• **Problem to solve**:
Go through the data below and copy it exactly, skipping every picture.
## start
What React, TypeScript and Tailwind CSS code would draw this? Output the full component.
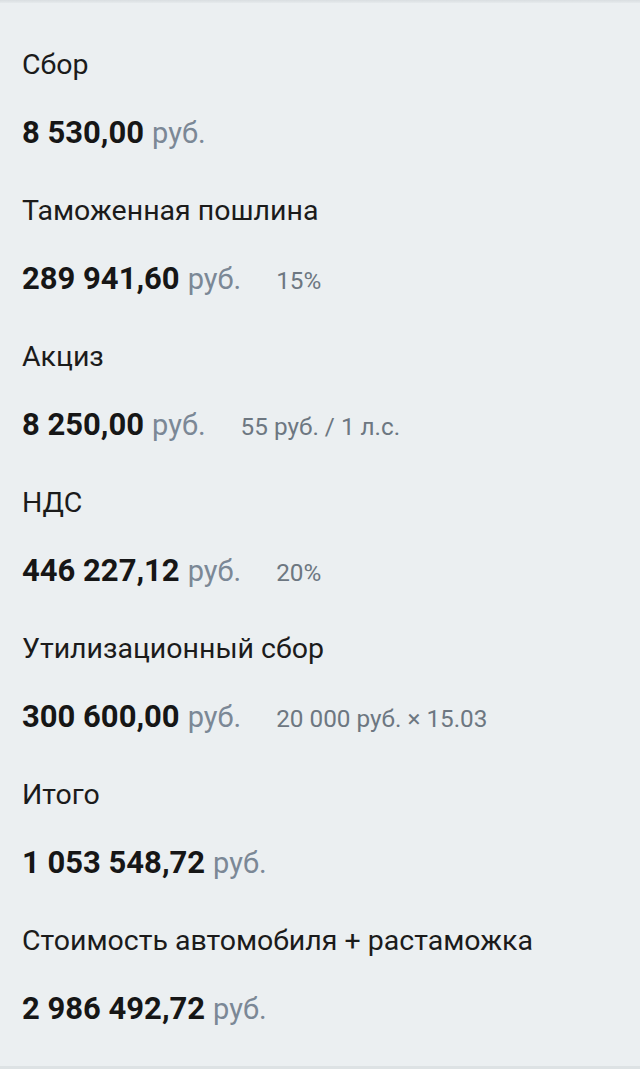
import React from "react";

type Item = { label: string; value: string; note?: string };

const items: Item[] = [
  { label: "Сбор", value: "8 530,00" },
  { label: "Таможенная пошлина", value: "289 941,60", note: "15%" },
  { label: "Акциз", value: "8 250,00", note: "55 руб. / 1 л.с." },
  { label: "НДС", value: "446 227,12", note: "20%" },
  { label: "Утилизационный сбор", value: "300 600,00", note: "20 000 руб. × 15.03" },
  { label: "Итого", value: "1 053 548,72" },
  { label: "Стоимость автомобиля + растаможка", value: "2 986 492,72" },
];

export default function App() {
  return (
    <div
      className="w-[640px] h-[1069px] bg-[#ebeff1] flex flex-col overflow-hidden"
      style={{ fontFamily: "Roboto, 'Noto Sans', sans-serif" }}
    >
      <div className="h-[3px] shrink-0 bg-gradient-to-b from-[#d9dee1] to-[#e6eaec]" />
      <div className="flex-1 flex flex-col gap-[42px] pt-[44px] px-[22px]">
        {items.map((it) => (
          <div key={it.label} className="flex flex-col gap-[32px]">
            <div className="h-[36px] text-[28.5px] leading-[36px] text-[#1b1b1b] whitespace-nowrap">
              {it.label}
            </div>
            <div className="h-[36px] flex items-baseline leading-[36px] whitespace-nowrap">
              <span className="text-[31px] font-bold text-[#161616]">{it.value}</span>
              <span className="text-[29px] text-[#7b8896] ml-[8px]">руб.</span>
              {it.note && (
                <span className="text-[24.3px] text-[#6d7781] ml-[35px]">{it.note}</span>
              )}
            </div>
          </div>
        ))}
      </div>
      <div className="h-[3px] shrink-0 bg-[#dde2e4]" />
    </div>
  );
}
## end
• **Completed exercise**:
What React, TypeScript and Tailwind CSS code would draw this? Output the full component.
import React from "react";

type Item = { label: string; value: string; note?: string };

const items: Item[] = [
  { label: "Сбор", value: "8 530,00" },
  { label: "Таможенная пошлина", value: "289 941,60", note: "15%" },
  { label: "Акциз", value: "8 250,00", note: "55 руб. / 1 л.с." },
  { label: "НДС", value: "446 227,12", note: "20%" },
  { label: "Утилизационный сбор", value: "300 600,00", note: "20 000 руб. × 15.03" },
  { label: "Итого", value: "1 053 548,72" },
  { label: "Стоимость автомобиля + растаможка", value: "2 986 492,72" },
];

export default function App() {
  return (
    <div
      className="w-[640px] h-[1069px] bg-[#ebeff1] flex flex-col overflow-hidden"
      style={{ fontFamily: "Roboto, 'Noto Sans', sans-serif" }}
    >
      <div className="h-[3px] shrink-0 bg-gradient-to-b from-[#d9dee1] to-[#e6eaec]" />
      <div className="flex-1 flex flex-col gap-[42px] pt-[44px] px-[22px]">
        {items.map((it) => (
          <div key={it.label} className="flex flex-col gap-[32px]">
            <div className="h-[36px] text-[28.5px] leading-[36px] text-[#1b1b1b] whitespace-nowrap">
              {it.label}
            </div>
            <div className="h-[36px] flex items-baseline leading-[36px] whitespace-nowrap">
              <span className="text-[31px] font-bold text-[#161616]">{it.value}</span>
              <span className="text-[29px] text-[#7b8896] ml-[8px]">руб.</span>
              {it.note && (
                <span className="text-[24.3px] text-[#6d7781] ml-[35px]">{it.note}</span>
              )}
            </div>
          </div>
        ))}
      </div>
      <div className="h-[3px] shrink-0 bg-[#dde2e4]" />
    </div>
  );
}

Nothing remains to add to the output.